New statistics on people who self-report having Long Covid symptoms show widespread prevalence, with the majority reporting symptoms that affect them on a day to day basis, particularly fatigue.
An estimated 1.8 million people are reported to have Long Covid, with the majority saying their symptoms affect them on a day to day basis, according to the Office for National Statistics.
Those defined as having Long Covid are people who report having symptoms persisting for more than four weeks after they first suspect that they have been infected with the coronavirus that cannot be explained by another reason. The study only related to people who self report Long Covid, rather than to those who have been clinically diagnosed.
Of those people with report Long Covid, 382,000 (21%) first had (or suspected they had) Covid-19 less than 12 weeks previously, 1.3 million people (73%) at least 12 weeks previously, 791,000 (44%) at least one year previously and 235,000 (13%) at least two years previously.

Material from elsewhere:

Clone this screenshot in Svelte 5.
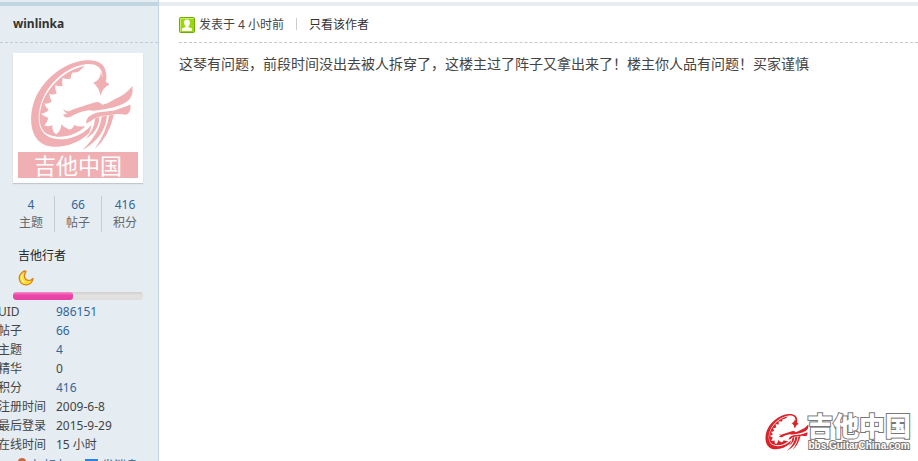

Of people with self-reported Long Covid, 556,000 (31%) first had (or suspected they had) Covid-19 before Alpha became the main variant. This figure was 249,000 (14%) in the Alpha period, 446,000 (25%) in the Delta period, and 438,000 (24%) in the Omicron period.
Long Covid symptoms adversely affected the day-to-day activities of 1.2 million people (67% of those with self-reported Long Covid), with 346,000 (19%) reporting that their ability to undertake their day-to-day activities had been “limited a lot”. Fatigue was the most common symptom, followed by shortness of break, loss of a sense of smell and difficult concentrating.
Those aged 35 to 49 years were more likely to report symptoms, as were women, people living in more deprived areas, those working in social care, teaching and education or healthcare and those with another activity-limiting health condition or disability.
Meanwhile, Long Covid groups expressed concern after the Equality and Human Rights Commission [EHRC] tweeted on Monday that “without case law or scientific consensus, EHRC does not recommend that ‘long Covid’ be treated as a disability”. Groups say this gives the green light to employers not to take action to help people affected stay in work.
The EHRC has now issued a statement on Long Covid, saying it believes not all cases will fall under the definition of disability in the Equality Act.
It states: “This does not affect whether ‘long Covid’ might amount to a disability for any particular individual – it will do so if it has a substantial and long-term adverse effect on their ability to carry out normal day-to-day activities. This will be determined by the employment tribunal or court considering any claim of disability discrimination.”
The EHRC recommends that employers continue to follow existing guidance when considering reasonable adjustments for disabled people and access to flexible working when it comes to Long Covid, based on the circumstances of individual cases.